Occupy Wall Street is an exceptional sociocultural hack. Grabbing eyes & hearts, they’re making it OK to protest again in America. After 911 the normative pressure around dissent & protest shifted, making it very un-American to disagree with and or show criticism of The U S of A. Occupy is quickly becoming view-fodder for the mainstream media. Spin it any way you like but OWS is grabbing the spotlight globally. Expect the election cycle to raise it as a common talking point – a good reason Occupy can safely find heat indoors for the Winter, come back swinging in Spring. This normative shift allows the many many folks who aren’t yet willing or simply can’t come sleep in the streets to be active & connected sympathizers helping spread the word, defend the narrative, and get downtown at 2am on a Thursday to stand against an expected police action. Social media invites participation at all scales.
People talk of so-called “new models of work”. Remote specialists coming together around a shared task, doing the work with a minimum of resources, taking value, and collaborating with adjacent like-minded ad hoc clusters. All enabled by information technologies and responding to shifting economic realities. BTW, capital is leaving the West and moving eastward and into Africa. Brazil is doing OK as well, I hear. But these new models of work are the same 21st century design patterns iterated on by Anonymous, WikiLeaks, and the Mexican cartels (with varying degrees of flamboyant and or enigmatic leadership). Another eye-opening newsblip from the past week is word that Anonymous is going after Los Zetas cartel (or possibly not). Thing about the Zetas… they don’t just hang out in cyberspace. You don’t wanna be trolled by Zetas.
So yeah, DHS is nervous. They see all these small fires and worry that one will flame up into a real conflict, or that their ranks will be taken over by legitimate militants/gangs/cartels/etc… Meanwhile, China is quietly laughing at us, gently suggesting to the world that maybe Democracy isn’t really all that necessary for a decent house, a reliable job, and good prospects for your kids. It’s worth considering what this means for U.S. diplomacy and the project of Democracy.
The sympathy that boomers have with OWS is rooted in this emigration of prosperity away from our shores. They did fine, my generation is fighting to hang on, and the younger generation can’t get a job. Of course, the Boomers think OWS should be using the tried-and-true models of the 1960’s, not this crazy post-modern artwar stuff. But they lived in a very different world and, ironically, it’s the protest movement of the 60’s that hardened the economic jungle and trained it against the Left.
The front of the emerging cultural war is everywhere & nowhere.
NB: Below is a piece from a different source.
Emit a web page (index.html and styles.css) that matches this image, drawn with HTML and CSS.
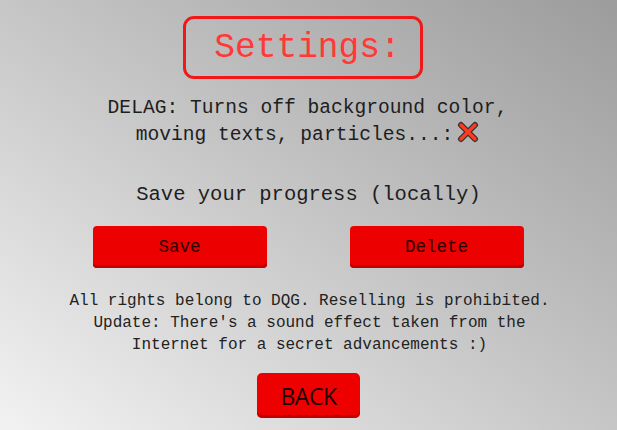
FILE: index.html
```html
<!DOCTYPE html>
<html lang="en">
<head>
    <meta charset="UTF-8">
    <meta name="viewport" content="width=device-width, initial-scale=1.0">
    <title>Settings</title>
    <link rel="stylesheet" href="styles.css">
</head>
<body>
    <div class="settings-page">
        <!-- Title -->
        <div class="title-box">Settings:</div>

        <!-- Delag option -->
        <div class="delag">
            DELAG: Turns off background color,<br>
            moving texts, particles...:<span class="delag-toggle"><svg width="22" height="22" viewBox="0 0 22 22"><path d="M4 4 L18 18 M18 4 L4 18" stroke="#333" stroke-width="6" stroke-linecap="round"/><path d="M4 4 L18 18 M18 4 L4 18" stroke="#ff3b1f" stroke-width="3.4" stroke-linecap="round"/></svg></span>
        </div>

        <!-- Save section -->
        <div class="save-title">Save your progress (locally)</div>
        <div class="save-buttons">
            <div class="btn">Save</div>
            <div class="btn">Delete</div>
        </div>

        <div class="notes">
            All rights belong to DQG. Reselling is prohibited.<br>
            Update: There's a sound effect taken from the<br>
            Internet for a secret advancements :)
        </div>

        <div class="back-button">BACK</div>
    </div>
</body>
</html>
```

FILE: styles.css
```css
* {
    margin: 0;
    padding: 0;
    box-sizing: border-box;
}

html, body {
    height: 100%;
}

body {
    background: linear-gradient(to top right, #f2f2f2 0%, #c6c6c6 50%, #9c9c9c 100%);
    font-family: "Liberation Mono", "DejaVu Sans Mono", monospace;
    color: #1e1e1e;
    overflow: hidden;
}

.settings-page {
    display: flex;
    flex-direction: column;
    align-items: center;
    padding-top: 16px;
}

/* Title */
.title-box {
    width: 240px;
    height: 63px;
    border: 3px solid #f01818;
    border-radius: 11px;
    color: #ff3838;
    font-size: 34.5px;
    display: flex;
    align-items: center;
    justify-content: center;
    padding-left: 10px;
    margin-right: 12px;
}

.delag {
    margin-top: 16px;
    text-align: center;
    font-size: 19.6px;
    line-height: 26px;
    margin-right: 2px;
}

.delag-toggle {
    display: inline-block;
    vertical-align: -3px;
    margin-left: 4px;
}

.save-title {
    margin-top: 31px;
    font-size: 20.5px;
    line-height: 26px;
}

.save-buttons {
    margin-top: 18px;
    display: flex;
    gap: 83px;
    margin-right: 1px;
}

.btn {
    width: 174px;
    height: 42px;
    background-color: #ec0000;
    border-radius: 4px;
    box-shadow: inset 0 -3px 0 #c00000;
    display: flex;
    align-items: center;
    justify-content: center;
    font-size: 17.5px;
    color: #2a0000;
}

.notes {
    margin-top: 22px;
    text-align: center;
    font-size: 16px;
    line-height: 22px;
    color: #222;
    margin-left: 2px;
}

.back-button {
    margin-top: 17px;
    width: 103px;
    height: 45px;
    background-color: #ee0000;
    border-radius: 5px;
    box-shadow: inset 0 -3px 0 #c00000;
    display: flex;
    align-items: center;
    justify-content: center;
    font-family: "Open Sans", "Noto Sans", sans-serif;
    font-size: 23px;
    color: #200000;
    letter-spacing: -0.5px;
}
```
Occupy is a new creature bred to adapt to a markedly different environment. It uses similar design patterns from Tahrir Square and Tehran. It’s the new hyperpolitics enabling virtualized ideologies & coordinated actions by distributed collectives. Like everything else being spread across the real & virtual, the front of the emerging cultural war is everywhere & nowhere. The focus now is on prosperity and equality but it’s tugging at the sweater threads of our entire industrialized economy, already well-frayed & tattered from the wear & tear of the new millenium. Occupy is a statement about failure & fear and a realization that the people who have been entrusted to keep it all together for us are no longer acting on our behalf.
It’s a scary place to find yourself, falling into the gaps. But there’s tremendous potential there as well. And it’s likely a manifestation of far deeper and longer evolutionary imperatives brought to bear on the aging and deprecated foundations of industrial civilization. We are due for a major upgrade. New features & workflows are direly needed, and please patch some of those nasty bugs we’ve been complaining about for centuries. It would be really nice if we could all get back to work helping the world get a little better, day by day.